**DATA BLOCK**:
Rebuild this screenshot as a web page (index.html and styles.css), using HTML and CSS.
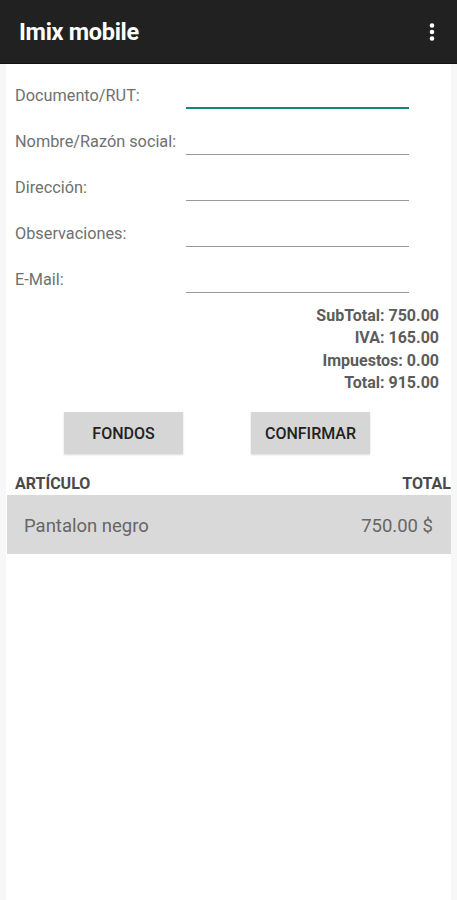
FILE: index.html
```html
<!DOCTYPE html>
<html lang="es">
<head>
<meta charset="utf-8">
<title>Imix mobile</title>
<link rel="stylesheet" href="styles.css">
</head>
<body>
<header class="appbar">
  <h1 class="appbar-title">Imix mobile</h1>
  <button class="overflow" aria-label="Más opciones">
    <svg width="24" height="24" viewBox="0 0 24 24"><circle cx="12" cy="5.5" r="2.3" fill="#fff"/><circle cx="12" cy="12" r="2.3" fill="#fff"/><circle cx="12" cy="18.5" r="2.3" fill="#fff"/></svg>
  </button>
</header>
<main class="content">
  <form class="form">
    <div class="row"><label class="label">Documento/RUT:</label><div class="field field-active"></div></div>
    <div class="row"><label class="label">Nombre/Razón social:</label><div class="field"></div></div>
    <div class="row"><label class="label">Dirección:</label><div class="field"></div></div>
    <div class="row"><label class="label">Observaciones:</label><div class="field"></div></div>
    <div class="row"><label class="label">E-Mail:</label><div class="field"></div></div>
  </form>
  <div class="totals">
    <div>SubTotal: 750.00</div>
    <div>IVA: 165.00</div>
    <div>Impuestos: 0.00</div>
    <div>Total: 915.00</div>
  </div>
  <div class="actions">
    <button class="btn">FONDOS</button>
    <button class="btn">CONFIRMAR</button>
  </div>
  <div class="list-head"><span>ARTÍCULO</span><span>TOTAL</span></div>
  <div class="item"><span>Pantalon negro</span><span>750.00 $</span></div>
</main>
</body>
</html>
```
FILE: styles.css
```css
* { box-sizing: border-box; }
html, body { margin: 0; padding: 0; }
body {
  width: 457px;
  height: 900px;
  background: #f7f7f7;
  font-family: Roboto, "Noto Sans", sans-serif;
  display: flex;
  flex-direction: column;
  overflow: hidden;
}
.appbar {
  height: 64px;
  background: #212121;
  display: flex;
  align-items: center;
  justify-content: space-between;
  padding: 0 13px 0 19px;
  border-bottom: 1px solid #111;
}
.appbar-title {
  margin: 0;
  color: #fff;
  font-size: 23.5px;
  font-weight: 700;
  letter-spacing: -0.3px;
}
.overflow {
  border: 0;
  background: none;
  padding: 0;
  width: 24px;
  height: 24px;
  display: flex;
}
.content {
  flex: 1;
  margin: 0 6px;
  background: #fff;
  padding-top: 8px;
}
.form { display: flex; flex-direction: column; }
.row {
  height: 46px;
  display: flex;
  align-items: flex-start;
}
.label {
  width: 180px;
  padding: 14px 0 0 9px;
  line-height: 20px;
  font-size: 16.3px;
  color: #707070;
  white-space: nowrap;
}
.field {
  width: 223px;
  height: 37px;
  border-bottom: 1px solid #9a9a9a;
}
.field-active {
  border-bottom: 2px solid #14877a;
}
.totals {
  padding: 3px 12px 0 0;
  text-align: right;
  font-size: 16px;
  line-height: 22.3px;
  font-weight: 700;
  color: #5c5c5c;
}
.actions {
  display: flex;
  gap: 68px;
  padding: 18px 0 0 58px;
}
.btn {
  width: 119px;
  height: 42px;
  border: 0;
  background: #d6d6d6;
  font-family: Roboto, sans-serif;
  font-size: 16px;
  font-weight: 500;
  color: #222;
  box-shadow: 0 1px 2px rgba(0,0,0,0.15);
}
.list-head {
  display: flex;
  justify-content: space-between;
  padding: 19px 0 0 9px;
  font-size: 16px;
  font-weight: 700;
  color: #4a4a4a;
  line-height: 22px;
}
.item {
  margin: 0 0 0 1px;
  height: 59px;
  background: #d9d9d9;
  display: flex;
  align-items: center;
  justify-content: space-between;
  padding: 2px 18px 0 17px;
  font-size: 18.5px;
  color: #666;
}
```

**WHAT NEEDS TO BE DONE**: Say how many lines of the listing above contain "index", with no other words.

**SOLUTION FOR THIS TASK**: 2